People often think that cancer is one single disease, but there are over 200 types. Even targeted therapies, designed to affect specific proteins whose functioning is altered by the cancer, only work against certain types of cancer that contain the genetic alteration that cause the protein to malfunction. So we’re dealing with a high level of complexity. In cancer research, we always hope to arrive at simple principles that can be exploited in various tumor types. Immunotherapy, for example, works against different types of cancer. I believe and hope that the microbiome is another such opportunity. What we need is a gun with several silver bullets. We will get there.
You are an advocate of chronotherapy. Could you explain what it is and the evidence supporting it?
Chronotherapy has been around for a few decades now. As we know, people go through a cycle of being awake and being asleep because of the solar cycle of day and night. Many—if not all—of our cells have molecular clocks that synchronize their functions with our daily activities. When we sleep, our cells rest. When we are awake, they are active. Studies involving tens of thousands of night-shift workers, mostly women, suggest that the circadian rhythm is important to health. The results showed that people who work night shifts are at a higher risk of developing breast cancer. The question is: why? It’s quite possible that it is related to a lack of synchrony between the person’s sleep-wake cycle and the internal clocks of their cells. This leads to inflammation, which can trigger cancer. The medical literature on radiotherapy for cancer shows that patients treated in the afternoon respond differently to those treated in the morning. The same is true with drugs. I think it has more to do with the fact that healthy tissue is spared than tumor cells being more vulnerable. This has also recently been reported for immunotherapy. We still don’t really understand why.
In general, is there a better time to provide the treatment?
It depends on the treatment type and the tumor. Certain cancers follow the clock more than others. We really need to understand this area better.
Do you study the internal clocks of different tumors in your lab?

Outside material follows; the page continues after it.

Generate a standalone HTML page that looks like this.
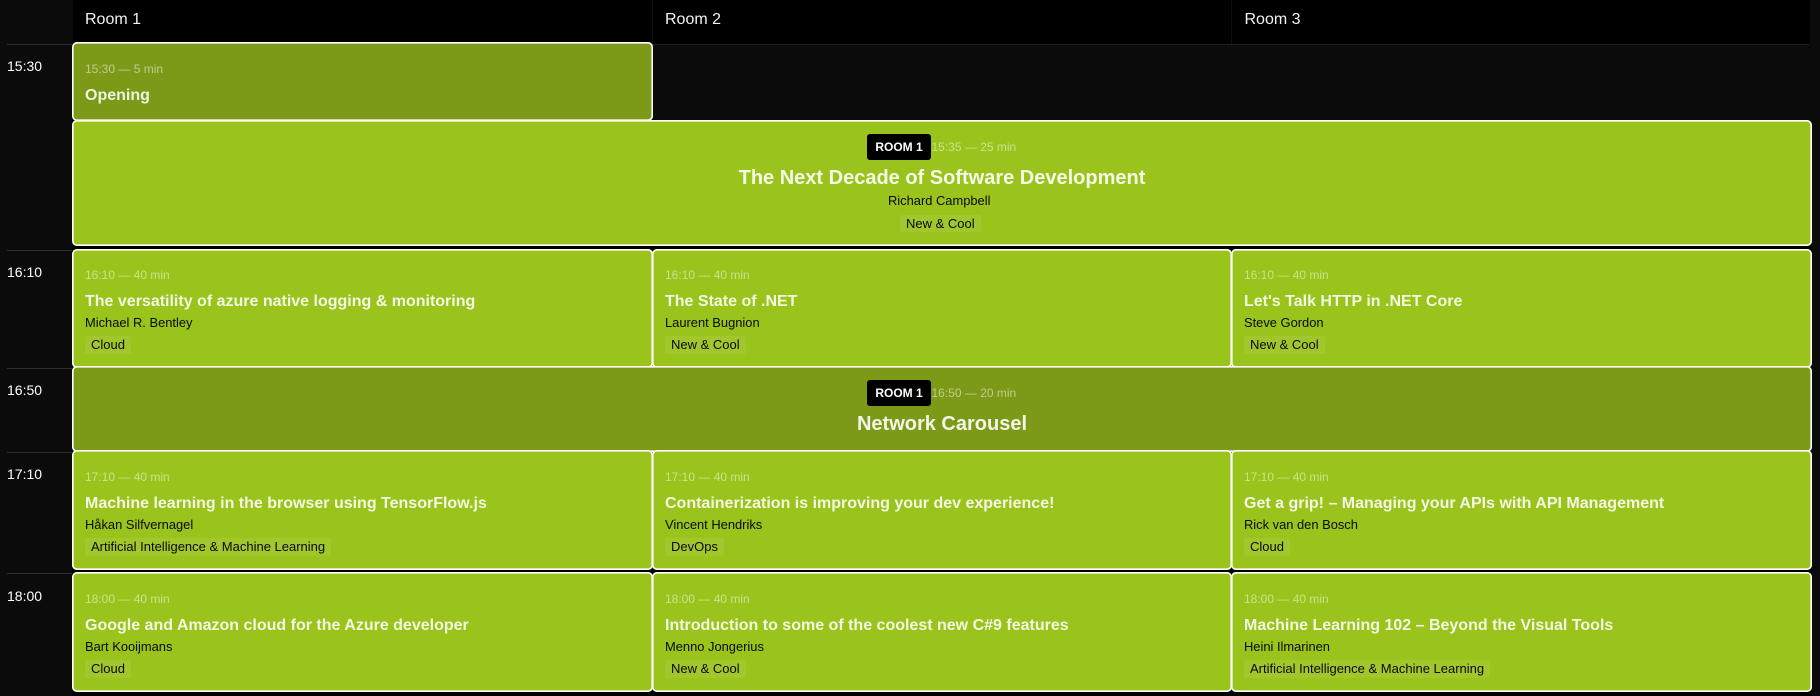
<!DOCTYPE html>
<html>
<head>
<meta charset="utf-8">
<style>
html,body{margin:0;padding:0;width:1820px;height:696px;overflow:hidden;background:#0b0b0b;font-family:"Liberation Sans",Arial,sans-serif}
#root{position:relative;width:1820px;height:696px;overflow:hidden}
.abs{position:absolute}
.room{position:absolute;top:10px;font-size:16px;line-height:20px;color:#f2f2f2}
.hr{position:absolute;left:7px;width:65px;height:1px;background:#2c2c2c}
.clock{position:absolute;left:7px;font-size:14px;line-height:20px;color:#fff}
.c{position:absolute;box-sizing:border-box;background:#9ac31c;box-shadow:inset 0 0 0 1.6px #fff;border-radius:5px}
.d{background:#7c9a17}
.c1{left:71.5px;width:581.5px}
.c2{left:651.5px;width:580.5px}
.c3{left:1230.5px;width:581.5px}
.w{left:71.5px;width:1740.5px}
.c>*{position:absolute;white-space:nowrap}
.t{left:13.5px;font-size:12px;line-height:20px;color:rgba(255,255,255,.5)}
.n{left:13.5px;font-size:16px;line-height:20px;font-weight:bold;color:rgba(255,255,255,.88)}
.s{left:13.5px;font-size:12.9px;line-height:20px;color:#0a0a0a}
.g{left:13.5px;font-size:13px;line-height:18px;height:18px;padding:0 6px;background:rgba(255,255,255,.08);border-radius:2px;color:#0a0a0a}
.b{left:795.5px;width:64px;height:26px;background:#000;border-radius:3px;color:#fff;font-size:12px;line-height:26px;font-weight:bold;text-align:center}
.k{left:0;width:1741px;text-align:center;font-size:20px;line-height:24px;font-weight:bold;color:rgba(255,255,255,.9)}
.tw{left:860px;font-size:12px;line-height:20px;color:rgba(255,255,255,.5)}
.r3 .t{top:16px}.r3 .n{top:43px}.r3 .s{top:64px}.r3 .g{top:87px}
.r5 .t{top:17px}.r5 .n{top:44px}.r5 .s{top:65px}.r5 .g{top:88px}
.r6 .t{top:17px}.r6 .n{top:44px}.r6 .s{top:65px}.r6 .g{top:88px}
</style>
</head>
<body>
<div id="root">
  <div class="abs" style="left:72px;top:44px;width:1740px;height:652px;background:#000"></div>
  <div class="abs" style="left:653px;top:44px;width:1159px;height:77px;background:#0b0b0b"></div>
  <div class="abs" style="left:73px;top:0;width:1737px;height:44px;background:#000"></div>
  <div class="abs" style="left:652px;top:0;width:1px;height:44px;background:#0f0f0f"></div>
  <div class="abs" style="left:1231px;top:0;width:1px;height:44px;background:#0f0f0f"></div>
  <div class="abs" style="left:652px;top:44px;width:1157px;height:1px;background:#222"></div>

  <div class="room" style="left:85px">Room 1</div>
  <div class="room" style="left:665px">Room 2</div>
  <div class="room" style="left:1244.5px">Room 3</div>

  <div class="hr" style="top:44px"></div>
  <div class="hr" style="top:250px"></div>
  <div class="hr" style="top:368px"></div>
  <div class="hr" style="top:452px"></div>
  <div class="hr" style="top:573px"></div>

  <div class="clock" style="top:56px">15:30</div>
  <div class="clock" style="top:262px">16:10</div>
  <div class="clock" style="top:380px">16:50</div>
  <div class="clock" style="top:464px">17:10</div>
  <div class="clock" style="top:586px">18:00</div>

  <div class="c d c1" style="top:42px;height:79px">
    <div class="t" style="top:17px">15:30 — 5 min</div>
    <div class="n" style="top:44px">Opening</div>
  </div>

  <div class="c w" style="top:120px;height:126px">
    <div class="b" style="top:14px">ROOM 1</div>
    <div class="tw" style="top:17px">15:35 — 25 min</div>
    <div class="k" style="top:46px">The Next Decade of Software Development</div>
    <div class="s" style="left:816.5px;top:71px">Richard Campbell</div>
    <div class="g" style="left:828.5px;top:95px;height:17px;line-height:17px">New &amp; Cool</div>
  </div>

  <div class="c c1 r3" style="top:249px;height:119px">
    <div class="t">16:10 — 40 min</div>
    <div class="n">The versatility of azure native logging &amp; monitoring</div>
    <div class="s">Michael R. Bentley</div>
    <div class="g">Cloud</div>
  </div>
  <div class="c c2 r3" style="top:249px;height:119px">
    <div class="t">16:10 — 40 min</div>
    <div class="n">The State of .NET</div>
    <div class="s">Laurent Bugnion</div>
    <div class="g">New &amp; Cool</div>
  </div>
  <div class="c c3 r3" style="top:249px;height:119px">
    <div class="t">16:10 — 40 min</div>
    <div class="n">Let's Talk HTTP in .NET Core</div>
    <div class="s">Steve Gordon</div>
    <div class="g">New &amp; Cool</div>
  </div>

  <div class="c d w" style="top:366px;height:86px">
    <div class="b" style="top:14px">ROOM 1</div>
    <div class="tw" style="top:17px">16:50 — 20 min</div>
    <div class="k" style="top:46px">Network Carousel</div>
  </div>

  <div class="c c1 r5" style="top:450px;height:120px">
    <div class="t">17:10 — 40 min</div>
    <div class="n">Machine learning in the browser using TensorFlow.js</div>
    <div class="s">Håkan Silfvernagel</div>
    <div class="g">Artificial Intelligence &amp; Machine Learning</div>
  </div>
  <div class="c c2 r5" style="top:450px;height:120px">
    <div class="t">17:10 — 40 min</div>
    <div class="n">Containerization is improving your dev experience!</div>
    <div class="s">Vincent Hendriks</div>
    <div class="g">DevOps</div>
  </div>
  <div class="c c3 r5" style="top:450px;height:120px">
    <div class="t">17:10 — 40 min</div>
    <div class="n">Get a grip! – Managing your APIs with API Management</div>
    <div class="s">Rick van den Bosch</div>
    <div class="g">Cloud</div>
  </div>

  <div class="c c1 r6" style="top:572px;height:120px">
    <div class="t">18:00 — 40 min</div>
    <div class="n">Google and Amazon cloud for the Azure developer</div>
    <div class="s">Bart Kooijmans</div>
    <div class="g">Cloud</div>
  </div>
  <div class="c c2 r6" style="top:572px;height:120px">
    <div class="t">18:00 — 40 min</div>
    <div class="n">Introduction to some of the coolest new C#9 features</div>
    <div class="s">Menno Jongerius</div>
    <div class="g">New &amp; Cool</div>
  </div>
  <div class="c c3 r6" style="top:572px;height:120px">
    <div class="t">18:00 — 40 min</div>
    <div class="n">Machine Learning 102 – Beyond the Visual Tools</div>
    <div class="s">Heini Ilmarinen</div>
    <div class="g">Artificial Intelligence &amp; Machine Learning</div>
  </div>
</div>
</body>
</html>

Yes, this is one of our areas of interest now. I like fields of study that aren’t too crowded, and there aren’t many people working on it right now.
Are these animal studies?
That’s right, we are currently using animal models. But I hope to move on to humans as soon as possible now that I’m part of the Cancer Center at Johns Hopkins University and working with clinical colleagues.
You mentioned several lifestyle factors related to cancer, such as diet and sleep. Are they as important as genetics?
Environmental factors clearly play a role. There have been studies in the USA that look at the participants’ zip code. Depending where a person lives, their risk of getting cancer is higher due to environmental exposure. There is so much we don’t yet know about how environmental pollutants, diet, or secondary smoking contribute to cancer risk.
FAPESP and the Ludwig Institute made an important contribution to science with the Cancer Genome Project. Would a similar partnership be possible in the future? In which area?
FAPESP and Ludwig really made a big impact, not only here, but all over the world with their analysis of the cancer transcriptome. I look forward to this partnership continuing. Gathering ideas from different corners of the world is really important. No one place is going to solve such a big problem alone. We are discussing possibilities.
Could you tell us anything about what the biggest problems are?
Infectious diseases have always been a major problem in Brazil and there are people working with the microbiome. There could be a connection between microbial science, cancer, and immunology. We can all think together. Maybe we could start with research fellows or scholarship holders working together on joint projects and exploring the opportunities, and then committing to a big project.